> EXERCISE DESCRIPTION
Images are not part of the copy; transcribe all the data exactly.

> DATA SHOWN
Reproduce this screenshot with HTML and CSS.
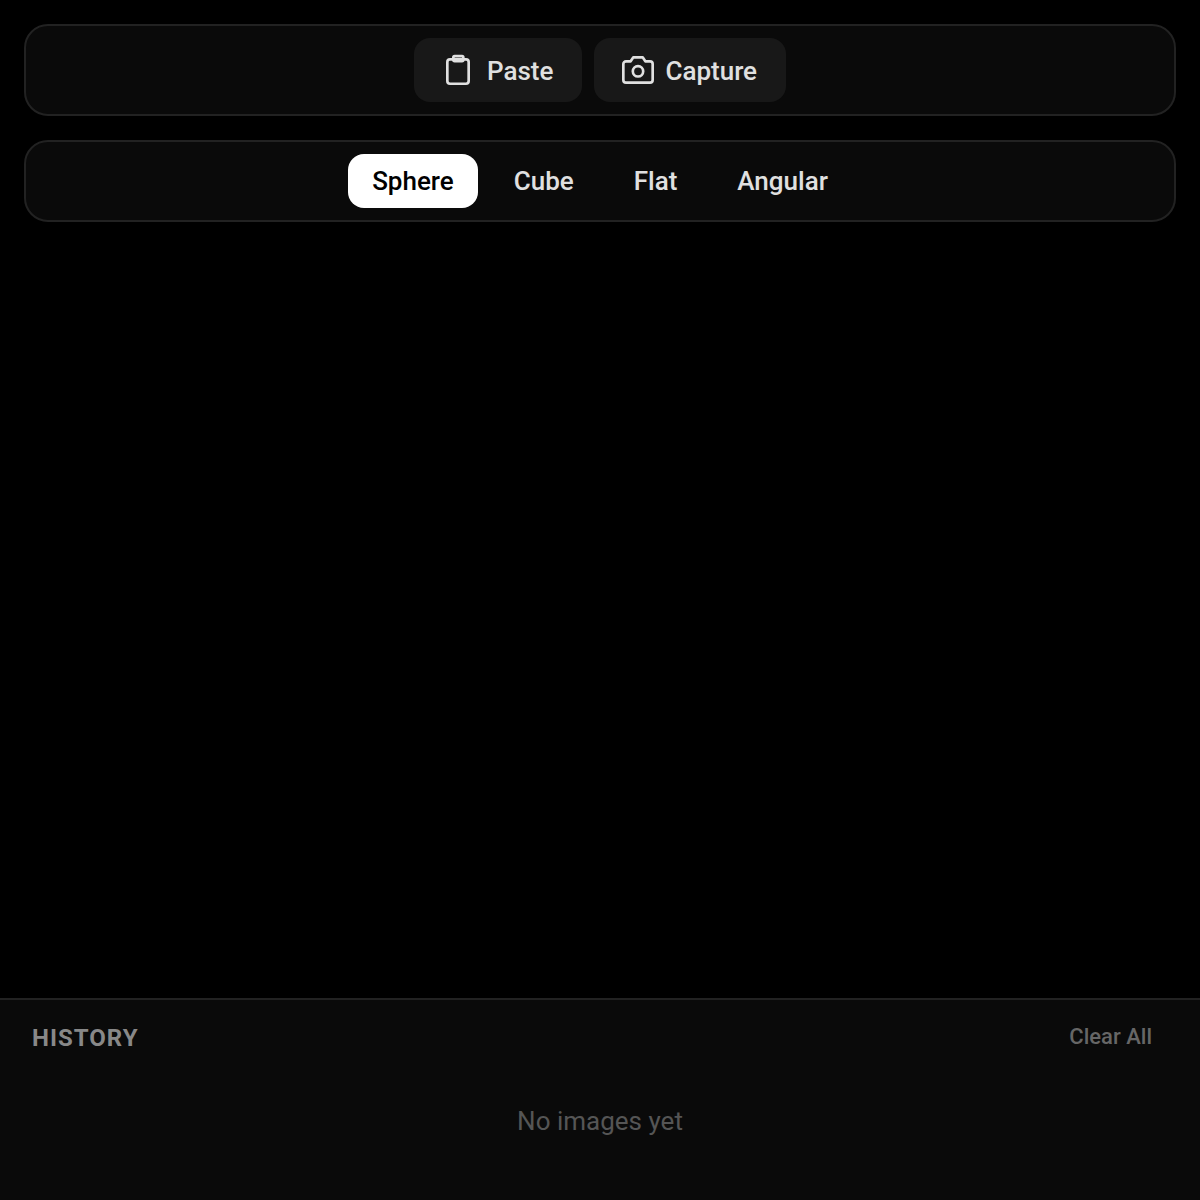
FILE: index.html
```html
<!DOCTYPE html>
<html>
<head>
<title>Viewer</title>
<meta http-equiv="Content-Type" content="text/html; charset=utf-8">
<link rel="stylesheet" href="styles.css">
</head>
<body>
<div class="app">
	<div class="bars">
		<div class="bar actions">
			<button class="actionBtn pasteBtn">
				<svg class="ico" width="32" height="32" viewBox="0 0 24 24" fill="none" stroke="currentColor" stroke-width="2" stroke-linejoin="round">
					<rect x="4" y="4" width="16" height="18.300" rx="2"/>
					<rect x="8.500" y="1.600" width="7.500" height="3.800" rx="1"/>
				</svg>
				<span class="btnLabel">Paste</span>
			</button>
			<button class="actionBtn captureBtn">
				<svg class="ico" width="32" height="32" viewBox="0 0 24 24" fill="none" stroke="currentColor" stroke-width="2" stroke-linejoin="round">
					<path d="M3 5.500h3.500l2-3h7l2 3H21a2 2 0 0 1 2 2v12a2 2 0 0 1-2 2H3a2 2 0 0 1-2-2v-12a2 2 0 0 1 2-2z"/>
					<circle cx="12" cy="13" r="3.900"/>
				</svg>
				<span class="btnLabel">Capture</span>
			</button>
		</div>
		<div class="bar modes">
			<div class="mode active">Sphere</div>
			<div class="mode">Cube</div>
			<div class="mode">Flat</div>
			<div class="mode">Angular</div>
		</div>
	</div>
	<div class="history">
		<div class="historyHead">
			<div class="historyTit">HISTORY</div>
			<div class="clearAll">Clear All</div>
		</div>
		<div class="empty">No images yet</div>
	</div>
</div>
</body>
</html>
```
FILE: styles.css
```css
* {
	box-sizing: border-box;
}
html, body {
	margin: 0;
	height: 100%;
	background: #000;
}
body {
	font-family: Roboto, "Liberation Sans", sans-serif;
	color: #e0e0e0;
}
.app {
	height: 1200px;
	display: flex;
	flex-direction: column;
	justify-content: space-between;
}
.bars {
	padding: 24px 24px 0;
	display: flex;
	flex-direction: column;
	gap: 24px;
}
.bar {
	display: flex;
	justify-content: center;
	gap: 12px;
	background: #0a0a0a;
	border: 2px solid #222;
	border-radius: 24px;
	padding: 12px;
}
.actionBtn {
	height: 64px;
	display: flex;
	align-items: center;
	gap: 12px;
	padding: 0 28px;
	background: #181818;
	color: #e0e0e0;
	border: 0;
	border-radius: 16px;
	font-family: inherit;
	font-size: 26px;
	font-weight: 500;
}
.pasteBtn {
	gap: 13px;
	padding-right: 29px;
}
.captureBtn {
	gap: 11px;
	padding-right: 29px;
}
.btnLabel {
	padding-top: 2px;
}
.ico {
	display: block;
	flex: none;
}
.mode {
	height: 54px;
	line-height: 54px;
	padding: 0 24px;
	border-radius: 16px;
	font-size: 26px;
	font-weight: 500;
}
.mode.active {
	background: #fff;
	color: #000;
}
.history {
	height: 202px;
	background: #0a0a0a;
	border-top: 2px solid #222;
}
.historyHead {
	display: flex;
	justify-content: space-between;
	align-items: flex-start;
	padding: 24px 48px 0 32px;
}
.historyTit {
	font-size: 24px;
	font-weight: 700;
	letter-spacing: 1px;
	color: #888;
}
.clearAll {
	font-size: 22px;
	font-weight: 500;
	color: #666;
}
.empty {
	margin-top: 54px;
	text-align: center;
	font-size: 26px;
	color: #555;
}
```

> RESULT
Reproduce this screenshot with HTML and CSS.
FILE: index.html
```html
<!DOCTYPE html>
<html>
<head>
<title>Viewer</title>
<meta http-equiv="Content-Type" content="text/html; charset=utf-8">
<link rel="stylesheet" href="styles.css">
</head>
<body>
<div class="app">
	<div class="bars">
		<div class="bar actions">
			<button class="actionBtn pasteBtn">
				<svg class="ico" width="32" height="32" viewBox="0 0 24 24" fill="none" stroke="currentColor" stroke-width="2" stroke-linejoin="round">
					<rect x="4" y="4" width="16" height="18.300" rx="2"/>
					<rect x="8.500" y="1.600" width="7.500" height="3.800" rx="1"/>
				</svg>
				<span class="btnLabel">Paste</span>
			</button>
			<button class="actionBtn captureBtn">
				<svg class="ico" width="32" height="32" viewBox="0 0 24 24" fill="none" stroke="currentColor" stroke-width="2" stroke-linejoin="round">
					<path d="M3 5.500h3.500l2-3h7l2 3H21a2 2 0 0 1 2 2v12a2 2 0 0 1-2 2H3a2 2 0 0 1-2-2v-12a2 2 0 0 1 2-2z"/>
					<circle cx="12" cy="13" r="3.900"/>
				</svg>
				<span class="btnLabel">Capture</span>
			</button>
		</div>
		<div class="bar modes">
			<div class="mode active">Sphere</div>
			<div class="mode">Cube</div>
			<div class="mode">Flat</div>
			<div class="mode">Angular</div>
		</div>
	</div>
	<div class="history">
		<div class="historyHead">
			<div class="historyTit">HISTORY</div>
			<div class="clearAll">Clear All</div>
		</div>
		<div class="empty">No images yet</div>
	</div>
</div>
</body>
</html>
```
FILE: styles.css
```css
* {
	box-sizing: border-box;
}
html, body {
	margin: 0;
	height: 100%;
	background: #000;
}
body {
	font-family: Roboto, "Liberation Sans", sans-serif;
	color: #e0e0e0;
}
.app {
	height: 1200px;
	display: flex;
	flex-direction: column;
	justify-content: space-between;
}
.bars {
	padding: 24px 24px 0;
	display: flex;
	flex-direction: column;
	gap: 24px;
}
.bar {
	display: flex;
	justify-content: center;
	gap: 12px;
	background: #0a0a0a;
	border: 2px solid #222;
	border-radius: 24px;
	padding: 12px;
}
.actionBtn {
	height: 64px;
	display: flex;
	align-items: center;
	gap: 12px;
	padding: 0 28px;
	background: #181818;
	color: #e0e0e0;
	border: 0;
	border-radius: 16px;
	font-family: inherit;
	font-size: 26px;
	font-weight: 500;
}
.pasteBtn {
	gap: 13px;
	padding-right: 29px;
}
.captureBtn {
	gap: 11px;
	padding-right: 29px;
}
.btnLabel {
	padding-top: 2px;
}
.ico {
	display: block;
	flex: none;
}
.mode {
	height: 54px;
	line-height: 54px;
	padding: 0 24px;
	border-radius: 16px;
	font-size: 26px;
	font-weight: 500;
}
.mode.active {
	background: #fff;
	color: #000;
}
.history {
	height: 202px;
	background: #0a0a0a;
	border-top: 2px solid #222;
}
.historyHead {
	display: flex;
	justify-content: space-between;
	align-items: flex-start;
	padding: 24px 48px 0 32px;
}
.historyTit {
	font-size: 24px;
	font-weight: 700;
	letter-spacing: 1px;
	color: #888;
}
.clearAll {
	font-size: 22px;
	font-weight: 500;
	color: #666;
}
.empty {
	margin-top: 54px;
	text-align: center;
	font-size: 26px;
	color: #555;
}
```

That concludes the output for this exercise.